• _RECORDED INFORMATION_
● ● ● ● ●

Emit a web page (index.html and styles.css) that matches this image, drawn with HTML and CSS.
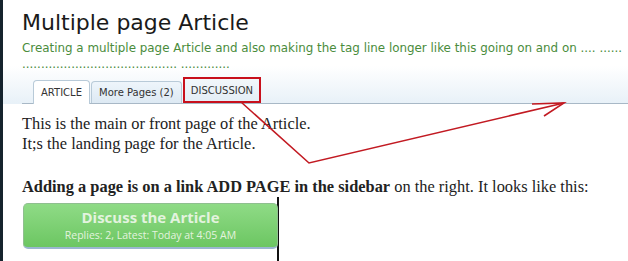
FILE: index.html
```html
<!DOCTYPE html>
<html>
<head>
<meta charset="utf-8">
<link rel="stylesheet" href="styles.css">
</head>
<body>
<div class="frame">
  <div class="page">
    <div class="header">
      <h1 class="title">Multiple page Article</h1>
      <p class="tagline">Creating a multiple page Article and also making the tag line longer like this going on and on .... ...... ......................................... .............</p>
      <div class="tabs">
        <span class="tab active">ARTICLE</span>
        <span class="tab">More Pages (2)</span>
        <span class="tab marked">DISCUSSION</span>
      </div>
    </div>
    <div class="content">
      <p class="para">This is the main or front page of the Article.<br>It;s the landing page for the Article.</p>
      <p class="para add"><b>Adding a page is on a link ADD PAGE in the sidebar</b> on the right. It looks like this:</p>
      <div class="shot">
        <div class="discuss">
          <div class="discuss-title">Discuss the Article</div>
          <div class="discuss-sub">Replies: 2, Latest: Today at 4:05 AM</div>
        </div>
      </div>
    </div>
  </div>
  <svg class="arrow" width="628" height="261" viewBox="0 0 628 261">
    <polyline points="241,102 309,163 564,103" fill="none" stroke="#c21a22" stroke-width="1.6"/>
    <polyline points="532,104 564,103 544,116" fill="none" stroke="#c21a22" stroke-width="1.6"/>
  </svg>
</div>
</body>
</html>
```
FILE: styles.css
```css
html, body { margin: 0; padding: 0; background: #fff; }
.frame {
  position: relative;
  width: 628px;
  height: 261px;
  overflow: hidden;
  border-left: 3px solid #15232d;
  box-sizing: border-box;
}
.page { padding-left: 19px; }
.header {
  background: linear-gradient(to bottom, #ffffff 0px, #ffffff 66px, #e8f1f8 103px);
  margin-left: -19px;
  padding-left: 19px;
}
.title {
  margin: 0;
  padding-top: 9px;
  font-family: "DejaVu Sans", sans-serif;
  font-weight: normal;
  font-size: 22px;
  line-height: 28px;
  color: #1a1a1a;
}
.tagline {
  margin: 3px 0 0 0;
  font-family: "DejaVu Sans", sans-serif;
  font-size: 11.9px;
  line-height: 16px;
  color: #4a8c3c;
}
.tabs {
  display: flex;
  align-items: flex-end;
  margin-top: 5px;
  padding-left: 11px;
  border-bottom: 1px solid #a8b8c6;
  height: 26px;
}
.tab {
  font-family: "DejaVu Sans", sans-serif;
  font-size: 10px;
  color: #333;
  height: 22px;
  line-height: 21px;
  padding: 0 7px;
  border: 1px solid #b8cad8;
  border-bottom: none;
  border-radius: 4px 4px 0 0;
  background: linear-gradient(#eef5fb, #dde9f3);
  margin-right: 1px;
  box-sizing: border-box;
}
.tab.active {
  background: #fff;
  height: 24px;
  line-height: 23px;
  margin-bottom: -1px;
}
.tab.marked {
  border: 2px solid #c8101c;
  border-radius: 0;
  margin-left: 0;
  padding: 0 6px;
  background: linear-gradient(#f2f7fb, #e4eef6);
  height: 26px;
  line-height: 24px;
}
.content { padding-top: 10px; }
.para {
  margin: 0;
  font-family: "Liberation Serif", serif;
  font-size: 16.4px;
  line-height: 20px;
  color: #222;
}
.add { margin-top: 23px; }
.shot {
  width: 257px;
  height: 64px;
  border-right: 2px solid #111;
  padding-top: 6px;
  box-sizing: border-box;
}
.discuss {
  width: 255px;
  height: 46px;
  margin-left: 1px;
  border-radius: 5px;
  border: 1px solid #8fbf8f;
  border-bottom: 2px solid #9ab6d0;
  background: linear-gradient(#8fdb86, #6cc662);
  box-sizing: border-box;
  text-align: center;
  color: #e3f3df;
  font-family: "Open Sans", sans-serif;
}
.discuss-title { font-size: 15px; font-weight: bold; line-height: 22px; padding-top: 2px; }
.discuss-sub { font-size: 10.5px; line-height: 14px; }
.arrow { position: absolute; left: -3px; top: 0; pointer-events: none; }
```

● ● ● ● ●

• _DIRECTIONS_
From the material above, copy everything exactly but the pictures.

• _OUTPUT OF THE EXERCISE_
Emit a web page (index.html and styles.css) that matches this image, drawn with HTML and CSS.
FILE: index.html
```html
<!DOCTYPE html>
<html>
<head>
<meta charset="utf-8">
<link rel="stylesheet" href="styles.css">
</head>
<body>
<div class="frame">
  <div class="page">
    <div class="header">
      <h1 class="title">Multiple page Article</h1>
      <p class="tagline">Creating a multiple page Article and also making the tag line longer like this going on and on .... ...... ......................................... .............</p>
      <div class="tabs">
        <span class="tab active">ARTICLE</span>
        <span class="tab">More Pages (2)</span>
        <span class="tab marked">DISCUSSION</span>
      </div>
    </div>
    <div class="content">
      <p class="para">This is the main or front page of the Article.<br>It;s the landing page for the Article.</p>
      <p class="para add"><b>Adding a page is on a link ADD PAGE in the sidebar</b> on the right. It looks like this:</p>
      <div class="shot">
        <div class="discuss">
          <div class="discuss-title">Discuss the Article</div>
          <div class="discuss-sub">Replies: 2, Latest: Today at 4:05 AM</div>
        </div>
      </div>
    </div>
  </div>
  <svg class="arrow" width="628" height="261" viewBox="0 0 628 261">
    <polyline points="241,102 309,163 564,103" fill="none" stroke="#c21a22" stroke-width="1.6"/>
    <polyline points="532,104 564,103 544,116" fill="none" stroke="#c21a22" stroke-width="1.6"/>
  </svg>
</div>
</body>
</html>
```
FILE: styles.css
```css
html, body { margin: 0; padding: 0; background: #fff; }
.frame {
  position: relative;
  width: 628px;
  height: 261px;
  overflow: hidden;
  border-left: 3px solid #15232d;
  box-sizing: border-box;
}
.page { padding-left: 19px; }
.header {
  background: linear-gradient(to bottom, #ffffff 0px, #ffffff 66px, #e8f1f8 103px);
  margin-left: -19px;
  padding-left: 19px;
}
.title {
  margin: 0;
  padding-top: 9px;
  font-family: "DejaVu Sans", sans-serif;
  font-weight: normal;
  font-size: 22px;
  line-height: 28px;
  color: #1a1a1a;
}
.tagline {
  margin: 3px 0 0 0;
  font-family: "DejaVu Sans", sans-serif;
  font-size: 11.9px;
  line-height: 16px;
  color: #4a8c3c;
}
.tabs {
  display: flex;
  align-items: flex-end;
  margin-top: 5px;
  padding-left: 11px;
  border-bottom: 1px solid #a8b8c6;
  height: 26px;
}
.tab {
  font-family: "DejaVu Sans", sans-serif;
  font-size: 10px;
  color: #333;
  height: 22px;
  line-height: 21px;
  padding: 0 7px;
  border: 1px solid #b8cad8;
  border-bottom: none;
  border-radius: 4px 4px 0 0;
  background: linear-gradient(#eef5fb, #dde9f3);
  margin-right: 1px;
  box-sizing: border-box;
}
.tab.active {
  background: #fff;
  height: 24px;
  line-height: 23px;
  margin-bottom: -1px;
}
.tab.marked {
  border: 2px solid #c8101c;
  border-radius: 0;
  margin-left: 0;
  padding: 0 6px;
  background: linear-gradient(#f2f7fb, #e4eef6);
  height: 26px;
  line-height: 24px;
}
.content { padding-top: 10px; }
.para {
  margin: 0;
  font-family: "Liberation Serif", serif;
  font-size: 16.4px;
  line-height: 20px;
  color: #222;
}
.add { margin-top: 23px; }
.shot {
  width: 257px;
  height: 64px;
  border-right: 2px solid #111;
  padding-top: 6px;
  box-sizing: border-box;
}
.discuss {
  width: 255px;
  height: 46px;
  margin-left: 1px;
  border-radius: 5px;
  border: 1px solid #8fbf8f;
  border-bottom: 2px solid #9ab6d0;
  background: linear-gradient(#8fdb86, #6cc662);
  box-sizing: border-box;
  text-align: center;
  color: #e3f3df;
  font-family: "Open Sans", sans-serif;
}
.discuss-title { font-size: 15px; font-weight: bold; line-height: 22px; padding-top: 2px; }
.discuss-sub { font-size: 10.5px; line-height: 14px; }
.arrow { position: absolute; left: -3px; top: 0; pointer-events: none; }
```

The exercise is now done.